For the 16bit dlgsrv, this is the eloq.ini file located in the
Windows directory, for example C:/Windows/eloq.ini.
Printing with Eastern European national characters
Set the printer to use the ISO 8859-2 (latin-2) character set encoding
and convert the Eloquence output from HP Roman8 to ISO 8859-1 (latin-1),
for example using GNU recode.
Using text files with Eastern European national characters
When using text files in Eloquence created by external tools, you need
to convert them to the ISO 8859-2 (latin-2) encoding and afterwards from
ISO 8859-1 to HP Roman8 encoding.
Whenever eloqcore is started, the EQ_CODEPAGE environment variable
is queried in order to obtain the desired console code page. Thie code page
must be present on the particular system. If it cannot be loaded, eloqcore
aborts with an error message.
The EQ_CODEPAGE variable can be either set globally, e.g. in the user-specific
environment (Settings->Control Panel->System->Environment) or
specified in a Eloquence start file configuration.
If EQ_CODEPAGE is not set, eloqcore tries to load first the 850 and
next the 437 code page. If both are not present, eloqcore aborts.
On Windows 98 or 95, eloqcore cannot set the console code page. The only way to
set a specific console code page is by means of the mode command which
should be applied in the AUTOEXEC.BAT file which is executed at system startup:
mode con codepage select=850
When eloqcore is started, it simply uses the selected code page.
More about Windows code pages
The 850 code page is common in the western hemisphere. The 437
is similar but contains less line-drawing and therefore more national
characters.
Additionally supported is the 852 code page which is common in Eastern
Europe. In order to use this code page, EQ_CODEPAGE=852 must be specified.

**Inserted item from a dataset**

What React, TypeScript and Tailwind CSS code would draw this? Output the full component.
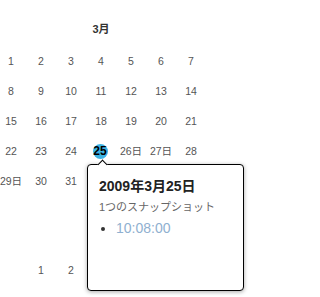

Note that if you use a code page different from 850, 437 or 852, you should supply
a corresponding map file. For example, if you want to use code page 855, you should
copy the existing cp850.map file to cp855.map and change the mapping wherever code
page 855 differs from code page 850.
The code page map files are located in the etc subdirectory of your Eloquence
installation directory, for example C:/Programs/Hewlett-Packard/Eloquence/etc.
They are simple ASCII files which contain input/output character conversion rules
from eloqcore's internal encoding to the particular console code page.